First time instructors often have no idea how to design good assessments. When I brought up the challenge of creating assessments, some novices suggested it wouldn’t be that difficult. I never hired those people.
If the person giving the interview suggests something you haven’t done is a challenge, agree with them! Any other response suggests the interviewer is an idiot. You might say…
“I hear you on the challenge of managing people. That’s why I’ve taken these steps to address this challenge.”
Only the naïve think success is a walk in the park.
Success and failure are best illustrated with stories.
Tell a story about:
- Something you learned from failure. Present yourself as a learner, not a knower.
- What you learned from managing people.
- How you helped others succeed.
One way to demonstrate skill is by bragging about the accomplishments of people you’ve helped.
Emphasize soft skills:
Emotional intelligence is essential for success.
What people skills can you leverage to help you succeed in your new role? You might read, “How to Win Friends and Influence People,” by Dale Carnegie.
Go to your interview prepared to ask questions that demonstrate your grasp of important issues.
- What are the strategic goals of this organization. How does this position serve those goals?
- What are the most important skills of successful managers in this organization?
Preface questions with, “If you don’t mind me asking.” Be curious but not pushy.
You have my best,
What suggestions/warnings might you offer Moving Up?
How to Get a Job When You Don’t Have Much Experience (US News)
The skills for the manager are different than those of individual performers. Look at times where you’ve done and can prove you’re adept at managing and measuring work, been approachable, built teams and helped others advance among others. While supervisor isn’t one of your titles the skills to be effective are important to illustrate.
First thing to do is walk in and throw your calendar in the trash. Your time will be focused on others not yourself. While you manage process you lead and develop people. Be able to make that distinction
Thanks Bushee. The shift from me to we is so valuable. It can take some time to make that shift. We’re probably as good or better at doing the job than others on the team. It can be tough to let go.

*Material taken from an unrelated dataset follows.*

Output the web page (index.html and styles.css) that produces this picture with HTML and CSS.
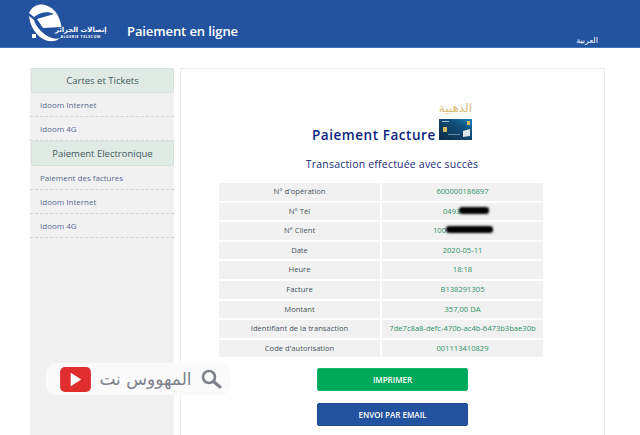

Make a list of the experiences and actions you have taken to build and strengthen your management and leadership skills.
Taking a lead role
You also might consider volunteering to be an athletic coach of a youth team. That will give you real experience at managing and leading others.
Thanks Paul. What seems important is to give yourself time for focused reflection. When I say “focused” I refer to your list. Don’t just sit around thinking about managing. List the skills and then reflect on your own experience, competence, aspiration. That seems very useful.
Good morning Moving Up and Dan. The best advice I have received about leading people is to not wait for a job description to tell you to lead people. Start right where you are. Look within your inner circle for who do you have influence with, who trusts you? It doesn’t have to be at work. It could be at your church, a volunteer organization or a club. Leading people in any environment can teach us lessons and we often can learn even greater lesson about leadership when you don’t have a paycheck to hand over someone’s head. Get off the bench, get in relationships and lead!!! Good luck!!!
Thanks Wade. There is a huge difference between waiting for an opportunity and making one…Or taking one, for that matter. People who wait always frustrate me. There is a type of person who complains that they aren’t getting what they want. They really mean, you aren’t giving me what I want. (Sadly, they may not have even expressed what they want.)
Thanks, Dan – This is the second time this week I heard a reference to positive psychology and I needed this information.
One of the biggest mistakes I see is lack of ownership of the role you are interviewing for. So what I mean is that a case manager for example who is interviewing for a team leader role will take the perspective or answer like a case manager not like a team leader. I suggest putting some thought into what you currently do and then thinking about how that differs when you are the leader not the team member. You can then make the connection to demonstrate you know how to step up
A few candidates I have recently interviewed for Leadership positions made quick reference to how bad their prior company was, how sorry their previous manager was at his/her job and how much more qualified they were than the role they had. Some of those explanations could have been true, but it’s in bad taste to start every example blaming the previous company for their culture or manager for their leadership. I tend to hire those that are willing to learn, take-on challenges, bring energy and remain positive. There is absolutely a way to explain the last role/company was not a good fit, but directly blaming others is a trait I flag as something I cannot have on my team.
I would be remiss to only post a negative and omit a positive/encouraging approach. Similar to the the storytelling, there is a quick acronym that I prepare to use in interviews; remember PAR- problem, action, result. I keep 4-5 of these PAR’s or stories in my back-pocket during interviews for the ‘tell me a time when’ question is asked. Not only do you talk about the scenario, but take it a step further and explain the problem you were solving for (P) and the outcome or result (R). The answer should tell a story of your approach, attitude, hurdles overcome, impact and ultimately the value you brought to the target audience; team, client or organization.